Seven to eight years ago I was very depressed up to the point that I didn’t want to go on with life. It was during that time that I started to think more and more about my old girlfriend.

Then one morning, the moment before I woke up, my old girlfriend appeared. She was formless, a being of light, but I recognized her right away. I was so glad to see her.

I can imagine that some people might think that this was a dream, but it wasn’t. It was real, more real than life itself. I would call life a dream if I had to make a comparison. I was in an in-between state between being awake and a different realm, a realm that made it possible to ‘see’ my girlfriend.

She came to me and gave me something that I needed so badly at that moment: unconditional love. It filled every cell of my body. It is the most beautiful experience I ever witnessed. I was totally accepted in this love. I was loved at the deepest level of my being. There was no judgement, only love.

At the moment she made contact, we also talked to each other, telepathically. There was no sound, no thought, it was a direct knowing. It comes from a place where thoughts come into existence. I had a completely wrong idea about telepathy. There are no thoughts involved. It is a direct knowing. When I think about it, it reminds me of my time during college that my professor told me about Chomsky, a scientist, who believed that every language has the same basis. That’s why you can translate a text between different languages, if we leave out the cultural aspect.

And my girlfriend told me a lot. But my mind is slow and needs time to let it sink in. I still can’t recall it all, but it has given me a deeper insight.

The first thing she told me was that she wasn’t around anymore. Not on the earthly plane.

She didn’t tell me how she died. She asked me to contact her friend and tell her what I experienced.

After this experience it took me a few days to recover. (I cried for hours after this experience. My whole body was shocked in an uncontrollable way.)

I started to look for her friend. I knew this person. She was the little sister of the girl I was fond of. She was few years older than I am, but she was not interested in me. She thought that I was too young for her.

I had no idea how I could contact her. When I knew my girlfriend, there was no such thing as internet, no email. We wrote hand-written letters to each other.

But now we have internet, so I tried to find her via the internet, but I could find absolutely nothing.

I became very desperate. So at a certain moment I opened Google Maps and looked at the city where she lives or lived. I glanced over the streets and suddenly my eyes stopped at a street and somehow I knew that her parents lived in this street. And even more interesting, I even knew the house number. This was so weird, since I have never been to her parent’s house.

So I looked up this address in the phonebook and I did find her parents (the last name corresponded). I called her parents, but there was so much noise in the background, as if some party was going on. So I decided to write a letter to her parents and ask them if their daughter could contact me.

After a few days I was contacted by her friend. She was so impressed by my story, even more so because I was able to contact her via her parents.

She told me that my girlfriend had died a few years before at the age of 38. She had Cystic Fibrosis, something I didn’t know back then.
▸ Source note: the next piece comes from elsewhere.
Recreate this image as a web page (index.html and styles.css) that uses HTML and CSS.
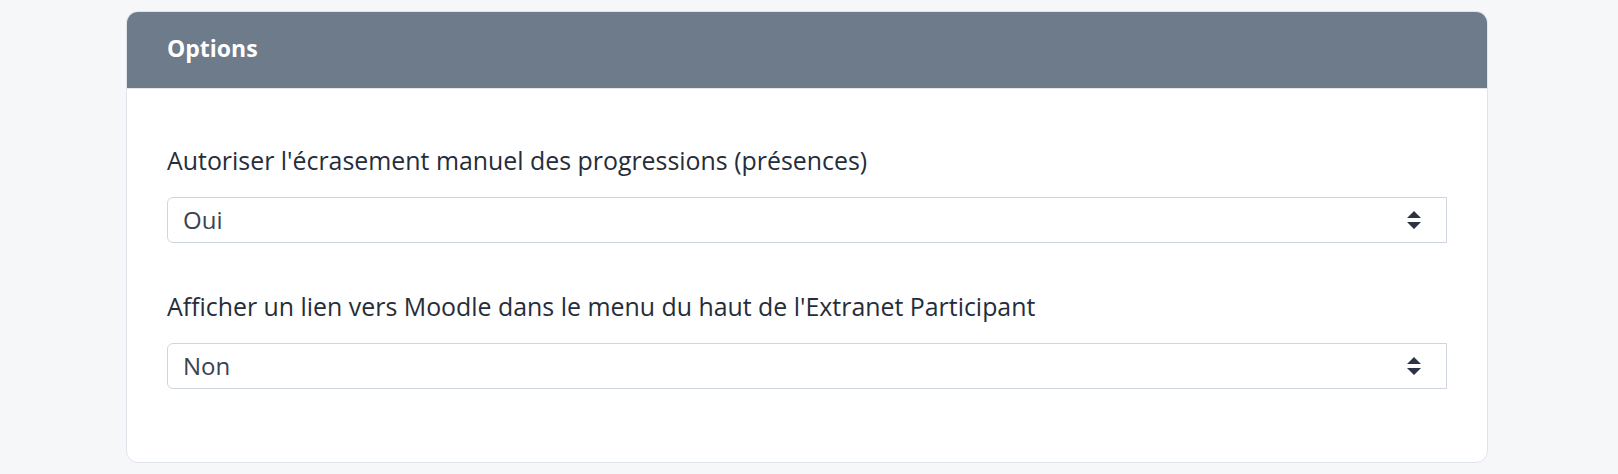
FILE: index.html
```html
<!DOCTYPE html>
<html lang="fr">
<head>
  <meta charset="UTF-8">
  <meta name="viewport" content="width=device-width, initial-scale=1.0">
  <title>Options</title>
  <link rel="stylesheet" href="styles.css">
</head>
<body>
  <div class="card">
    <div class="card-header">Options</div>
    <div class="card-body">
      <div class="field">
        <label for="override">Autoriser l'écrasement manuel des progressions (présences)</label>
        <div class="select-wrap">
          <select id="override">
            <option>Oui</option>
            <option>Non</option>
          </select>
          <svg class="arrows" width="16" height="20" viewBox="0 0 16 20"><path d="M8 1 L15 8 H1 Z M1 12 H15 L8 19 Z" fill="#2b3344"/></svg>
        </div>
      </div>
      <div class="field">
        <label for="moodle">Afficher un lien vers Moodle dans le menu du haut de l'Extranet Participant</label>
        <div class="select-wrap">
          <select id="moodle">
            <option>Non</option>
            <option>Oui</option>
          </select>
          <svg class="arrows" width="16" height="20" viewBox="0 0 16 20"><path d="M8 1 L15 8 H1 Z M1 12 H15 L8 19 Z" fill="#2b3344"/></svg>
        </div>
      </div>
    </div>
  </div>
</body>
</html>
```

FILE: styles.css
```css
body {
  margin: 0;
  padding: 11px 0 0;
  background: #f6f7f9;
  font-family: "Open Sans", "Noto Sans", sans-serif;
  color: #262d3a;
}
.card {
  width: 1362px;
  margin-left: 126px;
  box-sizing: border-box;
  background: #fff;
  border: 1px solid #dfe3ea;
  border-radius: 12px;
  overflow: hidden;
}
.card-header {
  background: #6e7b8b;
  color: #fff;
  font-size: 23px;
  font-weight: bold;
  height: 76px;
  line-height: 73px;
  padding-left: 40px;
  border-bottom: 1px solid #e3e7ee;
}
.card-body {
  padding: 53px 40px 73px;
}
.field + .field {
  margin-top: 45px;
}
.field label {
  display: block;
  font-size: 24.9px;
  line-height: 36.75px;
  margin-bottom: 18px;
}
.select-wrap {
  position: relative;
}
.select-wrap select {
  appearance: none;
  -webkit-appearance: none;
  width: 100%;
  height: 46px;
  box-sizing: border-box;
  border: 1px solid #cfd5df;
  border-radius: 6px 0 0 6px;
  background: #fff;
  padding: 0 15px;
  font-family: inherit;
  font-size: 24px;
  color: #3b4252;
}
.arrows {
  position: absolute;
  right: 25px;
  top: 13px;
  pointer-events: none;
}
```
What changed during this experience? I have become more spiritual. I wouldn’t say that I have changed a lot. I can still be submerged in this merry-go-round that we call life, but at least I do recognize that this is a merry-go-round.

My health is not so good. I just had a heart attack before this experience. Maybe the build-up of the anxieties of the last years blocked my heart. I do know that I will not grow old and that’s fine (I have no fear of death). But I do feel responsible for my family. I have no idea if that is a good thing.

Is there life after death? I know that there are people that want to know this. The problem with this question is that I will never know this. It is outside the boundaries of what I can ‘know’. That’s why science will always fail to answer this question, I think.

I can tell you there is life after death, but the problem with that answer is that there was never death in the first place (or birth for that matter). That’s what my girlfriend told me. The problem is the limitation of our ego that can’t see that the top (birth) and bottom (death) are just part of the wave that we call life.

As ego we will always be limited by linear space and time and be unable to see past these limitations. So we keep asking these questions that we can’t answer.

The love that I experienced somehow crossed these boundaries. I would like to compare it to a black hole, where the boundaries of our experiences crumble down into a singularity. I tasted unconditional love and through the merger with this love I was able to experience the boundlessness of my being; my ego subsided for something much bigger.

I’m still failing as a husband and as a father. At least that is how I experience it. I just want to tell you, I have not turned into some super human being, I still have my faults, but I have found something that is much bigger than my ego.

What I learned after this experience is that love is the most important thing in the universe.

I see love in everything. That’s how I see the world nowadays. Even what most people would consider as evil is just love, a flower that didn’t have the opportunity to blossom.

I see nothing but love. But since I’m still an ego, it still happens that I get angry, feel hurt, feel happy, all the emotions that we all share.

If we could stand still a little bit more and give love to all the people around us, a smile, a helping hand, a listening ear. It is so simple. This would have a very positive transformative effect on our world.

So go into your heart and ask yourself: what is really important?